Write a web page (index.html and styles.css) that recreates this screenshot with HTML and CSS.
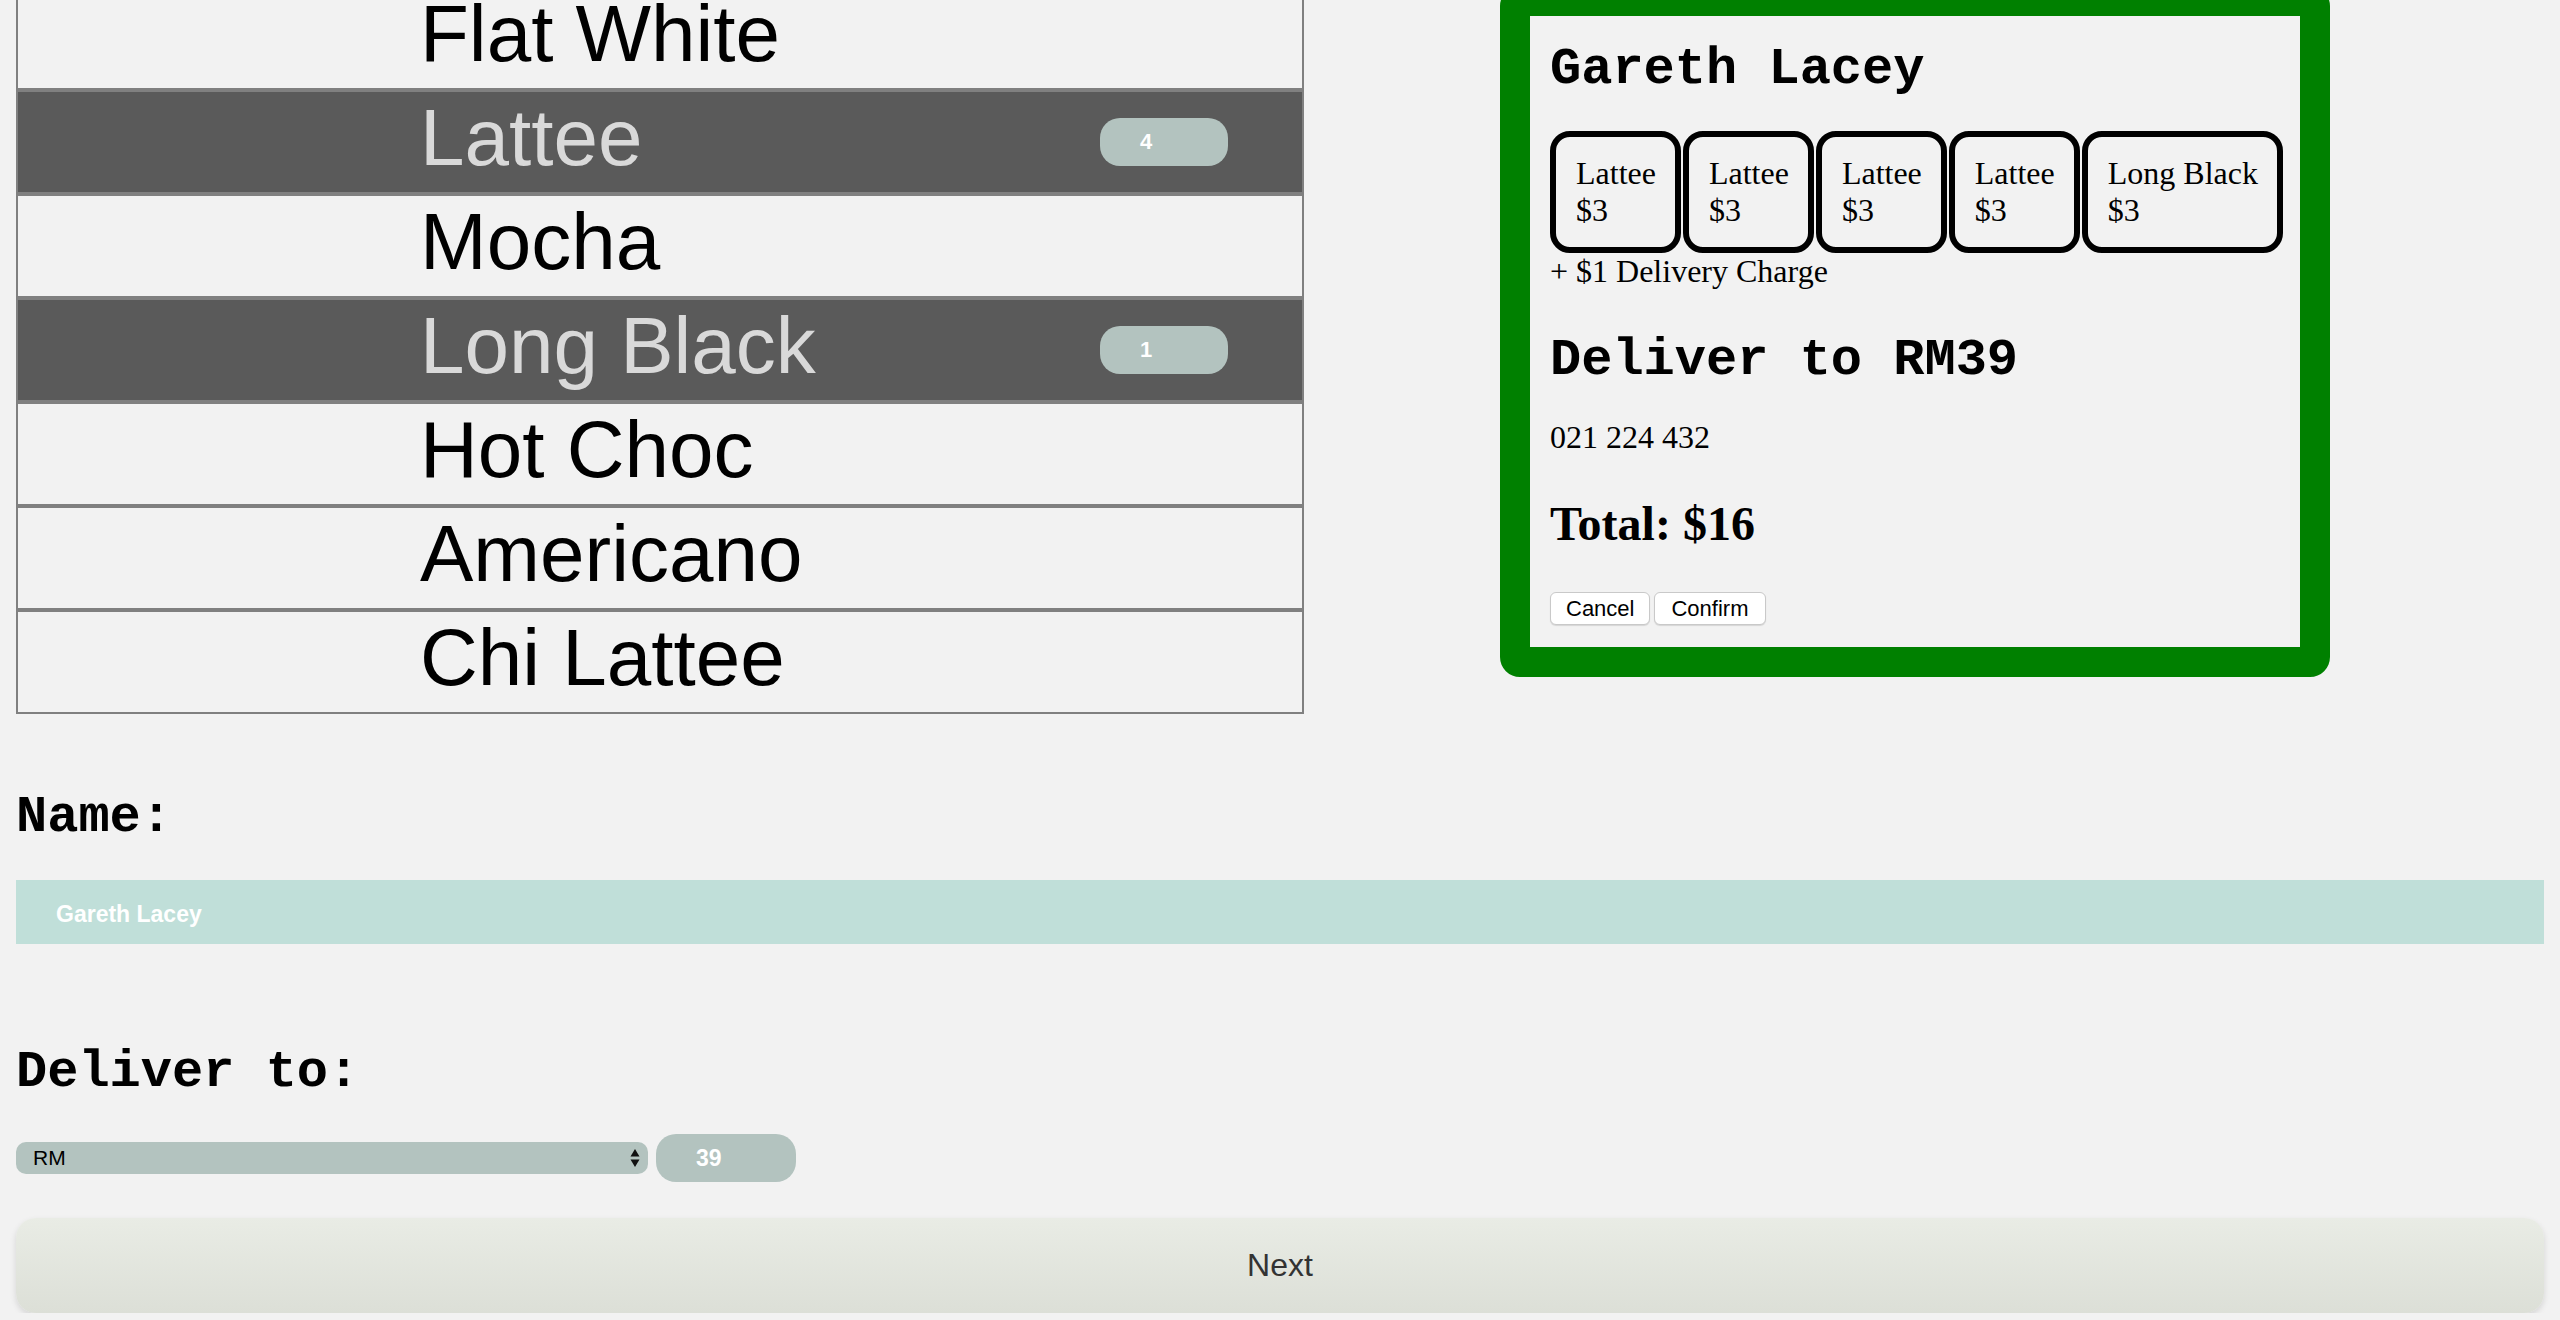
FILE: index.html
```html
<!DOCTYPE html>
<html>
<head>
<meta charset="utf-8">
<title>Coffee Order</title>
<link rel="stylesheet" href="styles.css">
</head>
<body>
<div class="page">
  <div class="top">
    <div class="list">
      <div class="row"><span class="item-name">Flat White</span></div>
      <div class="row sel"><span class="item-name">Lattee</span><span class="badge">4</span></div>
      <div class="row"><span class="item-name">Mocha</span></div>
      <div class="row sel"><span class="item-name">Long Black</span><span class="badge">1</span></div>
      <div class="row"><span class="item-name">Hot Choc</span></div>
      <div class="row"><span class="item-name">Americano</span></div>
      <div class="row"><span class="item-name">Chi Lattee</span></div>
    </div>
    <div class="panel">
      <div class="ph">Gareth Lacey</div>
      <div class="cards">
        <div class="card">Lattee<br>$3</div>
        <div class="card">Lattee<br>$3</div>
        <div class="card">Lattee<br>$3</div>
        <div class="card">Lattee<br>$3</div>
        <div class="card">Long Black<br>$3</div>
      </div>
      <div class="delivery">+ $1 Delivery Charge</div>
      <div class="ph ph2">Deliver to RM39</div>
      <div class="phone">021 224 432</div>
      <div class="total">Total: $16</div>
      <div class="btns">
        <button class="btn">Cancel</button>
        <button class="btn">Confirm</button>
      </div>
    </div>
  </div>
  <div class="label">Name:</div>
  <div class="name-input">Gareth Lacey</div>
  <div class="label label2">Deliver to:</div>
  <div class="selrow">
    <div class="select"><span>RM</span>
      <svg class="arrows" width="10" height="20" viewBox="0 0 10 20"><path d="M5 1 L9.5 8.5 L0.5 8.5 Z" fill="#111"/><path d="M5 19 L9.5 11.5 L0.5 11.5 Z" fill="#111"/></svg>
    </div>
    <div class="num">39</div>
  </div>
  <div class="next">Next</div>
</div>
</body>
</html>
```
FILE: styles.css
```css
html, body {
  margin: 0;
  padding: 0;
  background: #f2f2f2;
}
body {
  font-family: "Liberation Serif", "Times New Roman", serif;
  overflow: hidden;
}
.page {
  padding: 0 16px;
}
.top {
  display: flex;
  align-items: flex-start;
  gap: 196px;
  margin-top: -14px;
}
.list {
  width: 1288px;
  flex-shrink: 0;
}
.row {
  display: flex;
  align-items: center;
  height: 100px;
  border: 2px solid #808080;
  padding-left: 402px;
  font-family: "Liberation Sans", Arial, sans-serif;
  font-size: 80px;
  color: #000;
  background: #f2f2f2;
}
.row.sel {
  background: #5a5a5a;
  color: #d9d9d9;
}
.item-name {
  align-self: flex-start;
  line-height: 92px;
}
.badge {
  margin-left: auto;
  margin-right: 74px;
  width: 128px;
  height: 48px;
  box-sizing: border-box;
  padding-left: 40px;
  border-radius: 20px;
  background: #b3c3bf;
  color: #fff;
  font-size: 22px;
  font-weight: bold;
  line-height: 48px;
}
.panel {
  width: 830px;
  box-sizing: border-box;
  border: 30px solid #008000;
  border-radius: 20px;
  background: #f2f2f2;
  padding: 24px 20px 22px;
}
.ph {
  font-family: "Liberation Mono", "Courier New", monospace;
  font-weight: bold;
  font-size: 52px;
  line-height: 60px;
  color: #000;
}
.cards {
  display: flex;
  gap: 2px;
  margin-top: 31px;
}
.card {
  flex-shrink: 0;
  border: 6px solid #000;
  border-radius: 20px;
  padding: 18px 19px 18px 20px;
  font-size: 32px;
  line-height: 37px;
  white-space: nowrap;
}
.delivery {
  font-size: 32px;
  line-height: 37px;
}
.ph2 {
  margin-top: 41px;
}
.phone {
  margin-top: 28px;
  font-size: 32px;
  line-height: 37px;
}
.total {
  margin-top: 40px;
  font-size: 48px;
  font-weight: bold;
  line-height: 56px;
}
.btns {
  display: flex;
  gap: 4px;
  margin-top: 40px;
}
.btn {
  height: 33px;
  padding: 0 15px;
  background: #fff;
  border: 1px solid #c9c9c9;
  border-radius: 6px;
  box-shadow: 0 1px 1px rgba(0,0,0,0.12);
  font-family: "Liberation Sans", Arial, sans-serif;
  font-size: 22px;
  color: #000;
}
.btn + .btn {
  padding: 0 16px;
}
.label {
  margin-top: 74px;
  font-family: "Liberation Mono", "Courier New", monospace;
  font-weight: bold;
  font-size: 52px;
  line-height: 60px;
}
.name-input {
  margin-top: 32px;
  height: 64px;
  box-sizing: border-box;
  background: #c0dfd9;
  padding: 2px 0 0 40px;
  font-family: "Liberation Sans", Arial, sans-serif;
  font-weight: bold;
  font-size: 23px;
  line-height: 64px;
  color: #fff;
}
.label2 {
  margin-top: 99px;
}
.selrow {
  display: flex;
  align-items: center;
  gap: 8px;
  margin-top: 31px;
}
.select {
  width: 632px;
  height: 32px;
  box-sizing: border-box;
  display: flex;
  align-items: center;
  justify-content: space-between;
  padding: 0 8px 0 17px;
  border-radius: 10px;
  background: #b3c3bf;
  font-family: "Liberation Sans", Arial, sans-serif;
  font-size: 21px;
  color: #000;
}
.num {
  width: 140px;
  height: 48px;
  box-sizing: border-box;
  padding-left: 40px;
  border-radius: 20px;
  background: #b3c3bf;
  font-family: "Liberation Sans", Arial, sans-serif;
  font-weight: bold;
  font-size: 23px;
  line-height: 48px;
  color: #fff;
}
.next {
  margin-top: 36px;
  height: 95px;
  border-radius: 20px;
  background: linear-gradient(#e9ece5, #dcdfd7);
  box-shadow: 0 3px 6px rgba(0,0,0,0.12);
  display: flex;
  align-items: center;
  justify-content: center;
  font-family: "Liberation Sans", Arial, sans-serif;
  font-size: 32px;
  color: #333;
}
```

What the task asks:
Show, from the material above, each line that includes the string "index".

Reply:
Write a web page (index.html and styles.css) that recreates this screenshot with HTML and CSS.
FILE: index.html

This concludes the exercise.